A former sole practitioner cleared of money laundering charges has won the right to a trial in his claim against his prosecutors.
Phillip Rudall, who is no longer practising, alleges that the Crown Prosecution Service and South Wales Police mounted a campaign against him to drive him out of the profession.
Rudall was twice cleared of wrongdoing after charges had been brought against him: once in 2005 when he was acquitted at Cardiff Crown Court of conspiracy to defraud and perverting the course of justice; and in 2013 when nine money laundering charges were dismissed for lack of evidence.
The former Swansea solicitor issued proceedings in 2014 contending that the CPS and police were engaged in an improper operation designed to prevent him from practising.
His pleaded claims include ‘misuse of process’ in respect of a search warrant, malicious prosecution, misfeasance in public office and breach of section six of the Human Rights Act.
He claimed for loss of earnings as a solicitor – his practice having closed in 2004 – and subsequent losses as a legal consultant as he suffered psychological and psychiatric damage.
Suspicions surfaced about Rudall after he acted for two clients or their companies in a number of transactions related to allegedly fraudulent pyramid selling schemes.
An investigation was authorised in 2001 after prosecutors suspected Rudall of converting cash into assets and in 2002 search warrants were executed at Rudall’s office and two other addresses.
A week before Rudall’s trial in 2005, the defence applied to exclude all material recovered by the police in executing the search warrant, an application which was dismissed.
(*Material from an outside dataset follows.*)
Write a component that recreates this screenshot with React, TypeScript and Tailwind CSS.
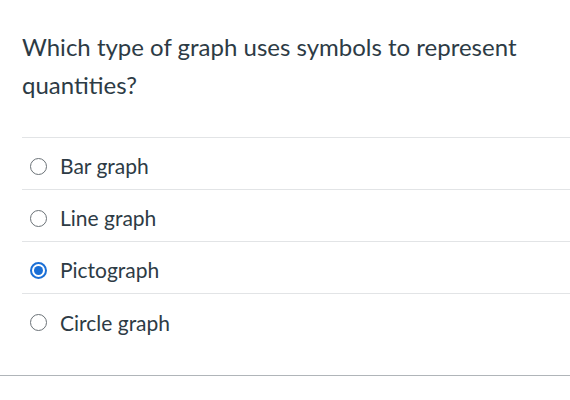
const options = ["Bar graph", "Line graph", "Pictograph", "Circle graph"];

function Radio({ checked }: { checked: boolean }) {
  if (checked) {
    return (
      <span className="flex h-[17px] w-[17px] items-center justify-center rounded-full border-2 border-[#1a6fd6] bg-white">
        <span className="h-[9px] w-[9px] rounded-full bg-[#1a6fd6]" />
      </span>
    );
  }
  return <span className="h-[17px] w-[17px] rounded-full border border-[#6b7277] bg-white" />;
}

export default function App() {
  const selected = "Pictograph";

  return (
    <div className="h-[400px] w-[570px] bg-white font-['Lato','Liberation_Sans',sans-serif] text-[#2d3b45]">
      <div className="pl-[22px] pt-[28px]">
        <p className="pr-[30px] text-[24px] leading-[38px]">
          Which type of graph uses symbols to represent quantities?
        </p>
        <div className="mt-[33px] border-t border-[#e2e4e6]">
          {options.map((opt, i) => (
            <div
              key={opt}
              className={
                "flex h-[52px] items-center gap-[13px] pl-[8px] pt-[5px] " +
                (i < options.length - 1 ? "border-b border-[#e2e4e6]" : "")
              }
            >
              <Radio checked={opt === selected} />
              <span className="text-[21px]">{opt}</span>
            </div>
          ))}
        </div>
      </div>
      <div className="mt-[29px] border-t border-[#b0b5b9]" />
    </div>
  );
}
In the event, Rudall was unanimously acquitted by a jury.
The CPS and police then proceeded to consider money laundering charges, but after a three-year investigation a judge ruled there was insufficient evidence for a jury to conclude a scheme he advised on was fraudulent.
The charges against him and his partner were dismissed.
Following a two-day hearing, Mr Justice Phillips dismissed Rudall’s claim on the first prosecution as it was made too late, but said his claim based on the second prosecution should be subject to trial.
In Rudall v The Crown Prosecution Service & Anor, Phillips said the prosecution’s lack of evidence was ‘not a last-minute problem’ and was based on material obtained almost 10 years previously. The material was, on its face, ‘incomplete and of uncertain origin’.
‘The CPS was acutely aware that the evidence it had might not be sufficient to prosecute Mr Rudall, but proceeded to do so anyway,’ said the judge. ‘It took no steps to obtain fresh evidence, but instead proceeded towards a six-month trial.’
Rudall had contended the CPS’s ‘primary and improper motive’ was to continue to prevent him from practising, and Phillips said this argument had some support from ‘unfortunate’ expressions from counsel at the time.
The judge ruled the defendants were entitled to an order striking out Rudall’s claim in relation to the first prosecution, but said his claim for malicious prosecution in relation to the second prosecution should proceed to trial.
He may also amend his claim to add a claim of conspiracy to injure by unlawful means.
Rudall’s claims for misfeasance in public office and his human rights claim may also proceed, in so far as they relate to matters after 2008.